He was talking about "The Mysteries," a production
of the Nowhere Theatre Company, a group primarily composed of
theater majors at California State University, Fresno.
Staged in a "promenade" style in which the audience
is herded around as actors perform among them, the innovative
production is a sort of hip, contemporary nod to the old medieval
"mystery" plays that educated illiterate peasants about Bible
stories. (The reenactment of Noah's famous flood, with cast members
jiggling long blue streamers to approximate crashing waves, is a
wonderful visual moment.)
Nunis might have loved the show.
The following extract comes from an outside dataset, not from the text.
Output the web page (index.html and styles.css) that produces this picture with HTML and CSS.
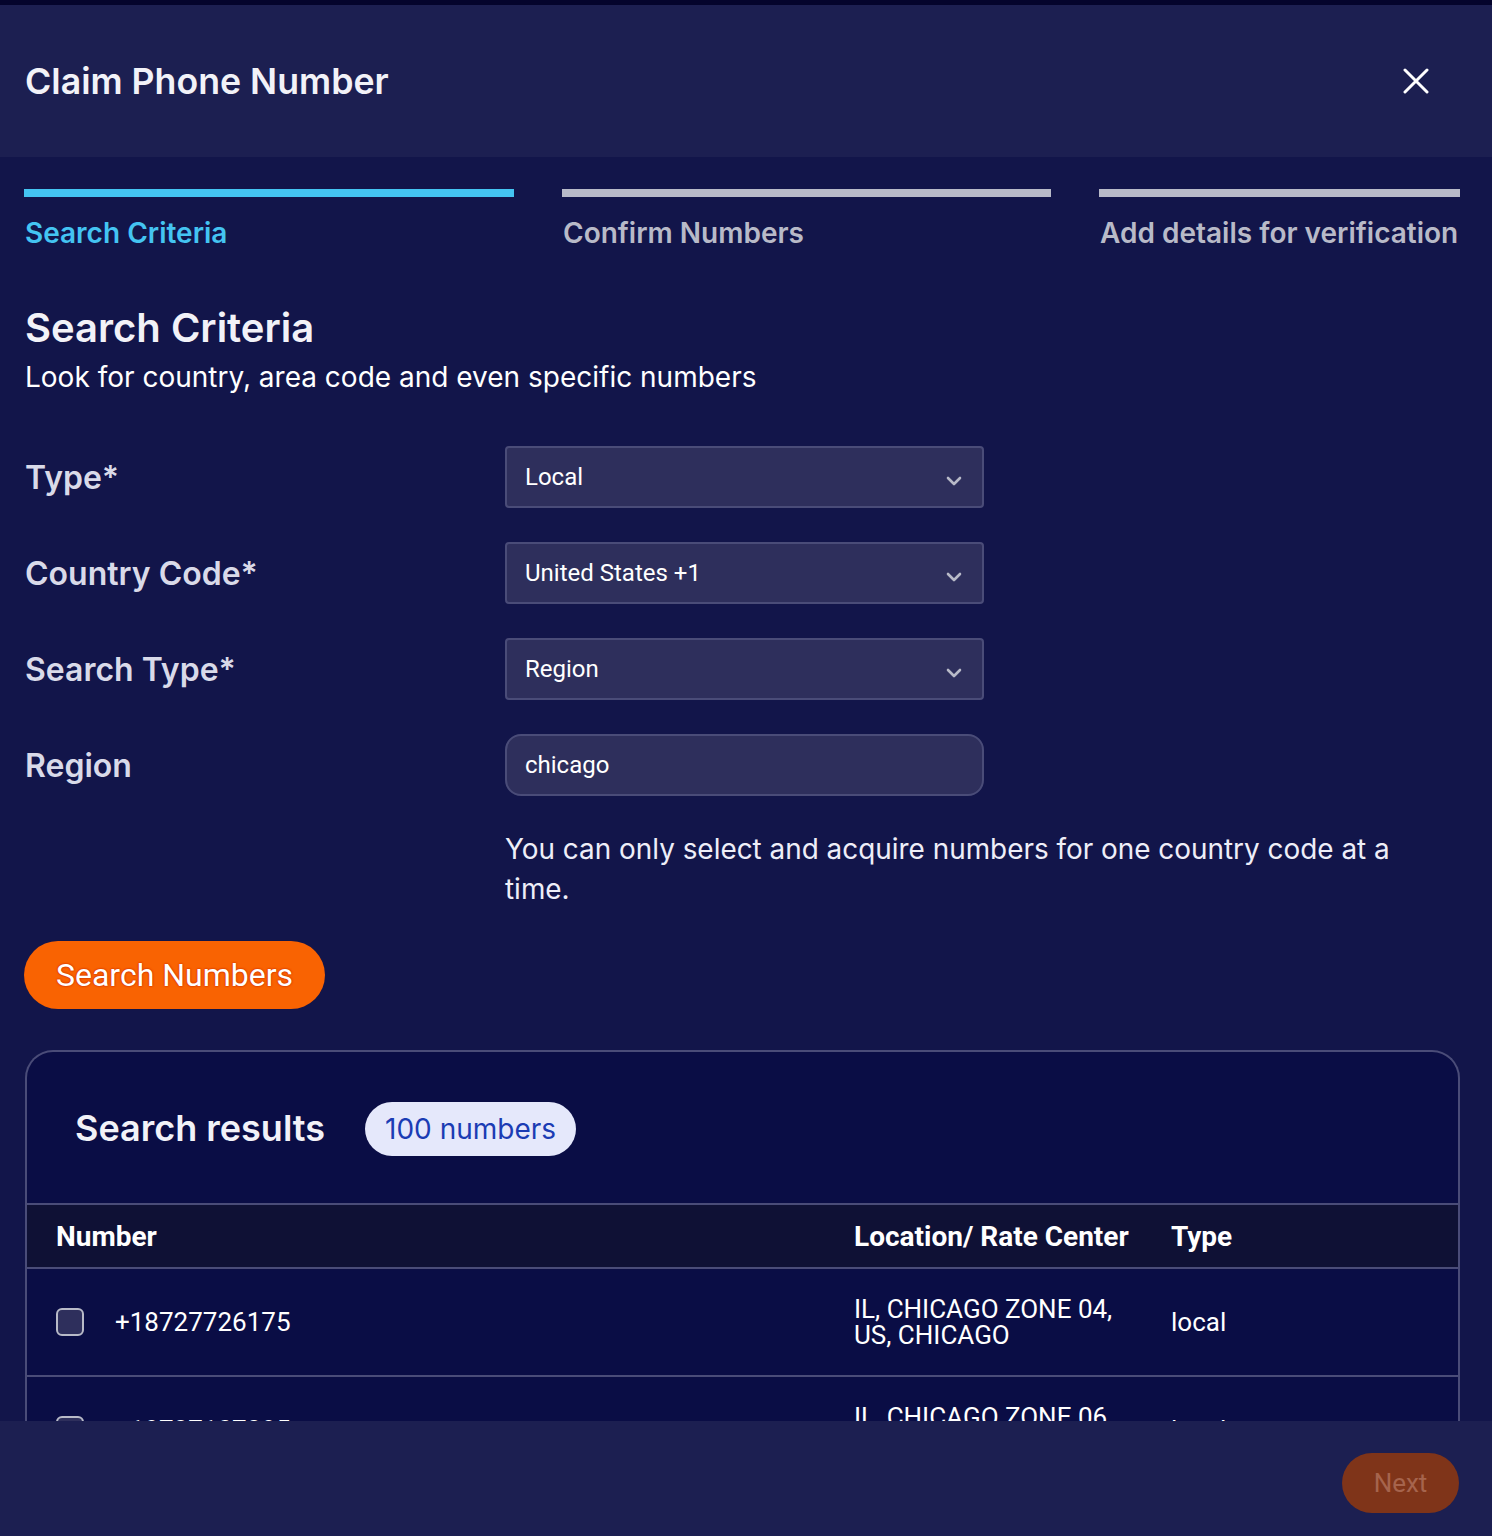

But buzz can be a
fickle master.
Consider this comment from another patron about
"The Mysteries" on the festival's message board (at http://www.roguefestival.com/) for audience reviews:
"Unfortunately, this is the Old Testament the way your Sunday School
teacher told it, except the actors speak medieval English. The
archaic language didn't help alleviate my feeling of being preached
to."
The fun thing about an unjuried fringe festival is
taking a chance. At a top ticket price of $6 -- with all proceeds
going to the performers -- you can afford to experiment.
Four Bee staffers did just that during the
festival's first weekend. (The Rogue concludes with performances
Friday night and Saturday. Most of the performances we saw return
for the second weekend, and there are new acts as well.) We were
among crowds that totaled more than 2,000 -- a festival record even
before the second weekend.
It wasn't possible to catch every performance, so
we might have missed the hit of the festival. But that's part of
taking a chance:
But Where Was the Kitchen Sink? Ever seen a strainer faint? A
mop wear sunglasses? A slow-motion martial arts kick, a la "The
Matrix," performed by linen shaped like a woman? The All Too Real
Players' "Junk Funk," described as "found object puppetry," is a
labor-intensive foray into making something from next-to-nothing. Up
to eight puppeteers -- covered in futuristic monkwear designed to
make them disappear into the black background -- were required to
bring the characters to life.
Some of it is as slim as the extension cords that
battle the aforementioned strainer in the first piece. But the last
act, in which several sets of clothing go a-courtin', has romance,
laughs and even a touch of regret. Fun, particularly for kids. (4
p.m. Saturday, Starline.)
Best Use of Gibberish: Improver Behavior's
"Full Frontal Improv" is a fast-paced hour with more games than the
Olympics. The one in which several company members, using only
pantomime and gibberish, communicate a Cluelike crime (for the
record: Julius Caesar performed the murder with an outboard motor in
a light socket) was the highlight.
But just as inspired was the discussion of how to
properly bake a pound of flesh for Super Bowl Sunday during the
"Shakespeare Switch" game. Mel Gibson, take note. (7 p.m. Friday,
Club Fred.)
Come for the Theramin, Stay for the Music:
Blake Jones never really answered the question posed by his
"Theramin & Toy Piano . . . Is It Rock?" In
fact, he didn't even flip the switch on the theramin until the last
three numbers.
But to see the instrument, most famous for its
eerie contributions to 1950s sci-fi flicks and the Beach Boys' "Good
Vibrations," played publicly was a rare treat -- especially in such
close quarters on Veni Vidi Vici's patio. (Keep your arms and hands
safely tucked away from the instrument.)
Jones' bravura performance of "The Star-Spangled
Banner" certainly had to have Jimi Hendrix sitting up somewhere,
laughing and nodding in appreciation.
If the theramin was something of a tease, Jones'
jangly pop made the show worthwhile. Playful swaths of whimsy such
as "My Baby Lacksadaisy" hit all the right notes, on the toy piano
and otherwise. (No further performances.)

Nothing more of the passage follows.